**WORK TO COMPLETE**
Every line of the listing must be reproduced as it stands. Leave the images behind.

**SUPPLIED INFORMATION**
******************************

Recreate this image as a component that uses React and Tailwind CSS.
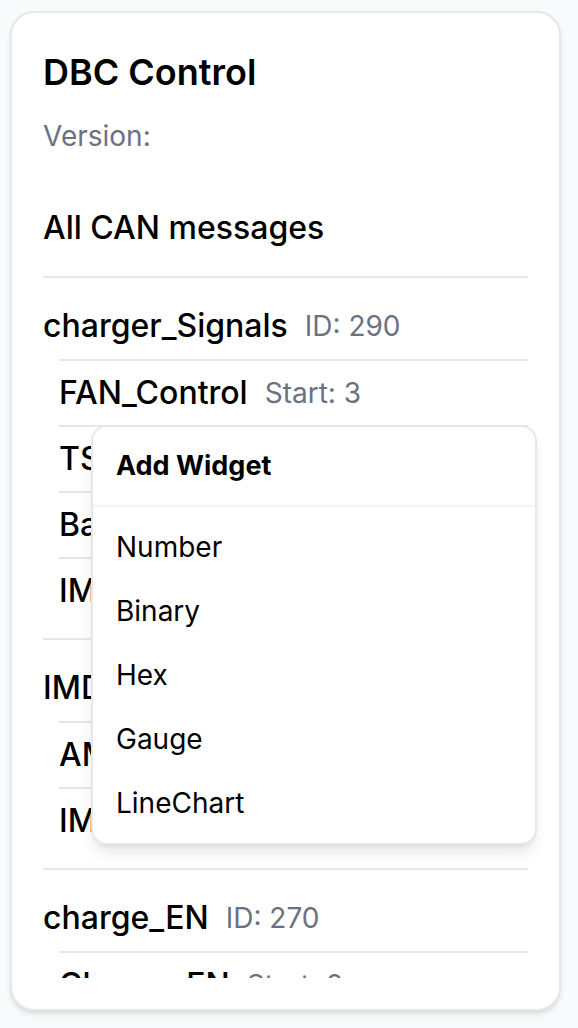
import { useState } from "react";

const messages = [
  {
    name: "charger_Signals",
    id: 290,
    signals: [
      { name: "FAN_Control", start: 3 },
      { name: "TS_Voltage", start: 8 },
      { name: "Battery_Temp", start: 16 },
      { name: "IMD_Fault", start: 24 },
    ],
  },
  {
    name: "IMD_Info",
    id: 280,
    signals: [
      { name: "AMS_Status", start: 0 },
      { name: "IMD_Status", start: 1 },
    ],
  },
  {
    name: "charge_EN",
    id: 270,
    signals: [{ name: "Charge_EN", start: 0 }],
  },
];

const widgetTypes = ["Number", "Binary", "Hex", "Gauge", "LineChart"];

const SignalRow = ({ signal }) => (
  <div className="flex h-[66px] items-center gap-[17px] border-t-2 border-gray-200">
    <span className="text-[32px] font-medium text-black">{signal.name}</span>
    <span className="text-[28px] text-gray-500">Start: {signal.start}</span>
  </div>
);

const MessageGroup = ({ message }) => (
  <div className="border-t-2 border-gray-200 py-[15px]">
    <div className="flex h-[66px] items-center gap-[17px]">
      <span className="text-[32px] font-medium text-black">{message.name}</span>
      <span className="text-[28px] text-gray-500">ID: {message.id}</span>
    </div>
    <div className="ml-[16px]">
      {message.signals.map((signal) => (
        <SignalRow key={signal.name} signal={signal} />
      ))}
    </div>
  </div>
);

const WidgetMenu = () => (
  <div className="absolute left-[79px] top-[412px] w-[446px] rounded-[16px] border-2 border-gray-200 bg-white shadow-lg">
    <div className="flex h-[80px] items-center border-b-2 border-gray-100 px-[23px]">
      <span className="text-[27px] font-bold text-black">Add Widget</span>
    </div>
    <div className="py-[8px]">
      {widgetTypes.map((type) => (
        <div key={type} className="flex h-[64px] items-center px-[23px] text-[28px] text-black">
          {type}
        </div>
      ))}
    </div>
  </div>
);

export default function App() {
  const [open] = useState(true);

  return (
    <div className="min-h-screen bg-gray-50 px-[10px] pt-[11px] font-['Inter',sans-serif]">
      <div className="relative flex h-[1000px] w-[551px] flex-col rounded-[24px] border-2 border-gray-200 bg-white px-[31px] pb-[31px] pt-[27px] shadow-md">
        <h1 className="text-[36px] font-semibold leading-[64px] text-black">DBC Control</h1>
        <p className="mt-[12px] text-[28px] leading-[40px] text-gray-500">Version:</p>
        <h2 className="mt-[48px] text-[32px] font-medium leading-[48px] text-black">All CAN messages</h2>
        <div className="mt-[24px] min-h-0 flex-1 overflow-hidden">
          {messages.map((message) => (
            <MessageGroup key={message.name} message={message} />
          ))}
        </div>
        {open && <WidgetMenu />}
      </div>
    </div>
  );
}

******************************

**RESULT OF THE TASK**
Recreate this image as a component that uses React and Tailwind CSS.
import { useState } from "react";

const messages = [
  {
    name: "charger_Signals",
    id: 290,
    signals: [
      { name: "FAN_Control", start: 3 },
      { name: "TS_Voltage", start: 8 },
      { name: "Battery_Temp", start: 16 },
      { name: "IMD_Fault", start: 24 },
    ],
  },
  {
    name: "IMD_Info",
    id: 280,
    signals: [
      { name: "AMS_Status", start: 0 },
      { name: "IMD_Status", start: 1 },
    ],
  },
  {
    name: "charge_EN",
    id: 270,
    signals: [{ name: "Charge_EN", start: 0 }],
  },
];

const widgetTypes = ["Number", "Binary", "Hex", "Gauge", "LineChart"];

const SignalRow = ({ signal }) => (
  <div className="flex h-[66px] items-center gap-[17px] border-t-2 border-gray-200">
    <span className="text-[32px] font-medium text-black">{signal.name}</span>
    <span className="text-[28px] text-gray-500">Start: {signal.start}</span>
  </div>
);

const MessageGroup = ({ message }) => (
  <div className="border-t-2 border-gray-200 py-[15px]">
    <div className="flex h-[66px] items-center gap-[17px]">
      <span className="text-[32px] font-medium text-black">{message.name}</span>
      <span className="text-[28px] text-gray-500">ID: {message.id}</span>
    </div>
    <div className="ml-[16px]">
      {message.signals.map((signal) => (
        <SignalRow key={signal.name} signal={signal} />
      ))}
    </div>
  </div>
);

const WidgetMenu = () => (
  <div className="absolute left-[79px] top-[412px] w-[446px] rounded-[16px] border-2 border-gray-200 bg-white shadow-lg">
    <div className="flex h-[80px] items-center border-b-2 border-gray-100 px-[23px]">
      <span className="text-[27px] font-bold text-black">Add Widget</span>
    </div>
    <div className="py-[8px]">
      {widgetTypes.map((type) => (
        <div key={type} className="flex h-[64px] items-center px-[23px] text-[28px] text-black">
          {type}
        </div>
      ))}
    </div>
  </div>
);

export default function App() {
  const [open] = useState(true);

  return (
    <div className="min-h-screen bg-gray-50 px-[10px] pt-[11px] font-['Inter',sans-serif]">
      <div className="relative flex h-[1000px] w-[551px] flex-col rounded-[24px] border-2 border-gray-200 bg-white px-[31px] pb-[31px] pt-[27px] shadow-md">
        <h1 className="text-[36px] font-semibold leading-[64px] text-black">DBC Control</h1>
        <p className="mt-[12px] text-[28px] leading-[40px] text-gray-500">Version:</p>
        <h2 className="mt-[48px] text-[32px] font-medium leading-[48px] text-black">All CAN messages</h2>
        <div className="mt-[24px] min-h-0 flex-1 overflow-hidden">
          {messages.map((message) => (
            <MessageGroup key={message.name} message={message} />
          ))}
        </div>
        {open && <WidgetMenu />}
      </div>
    </div>
  );
}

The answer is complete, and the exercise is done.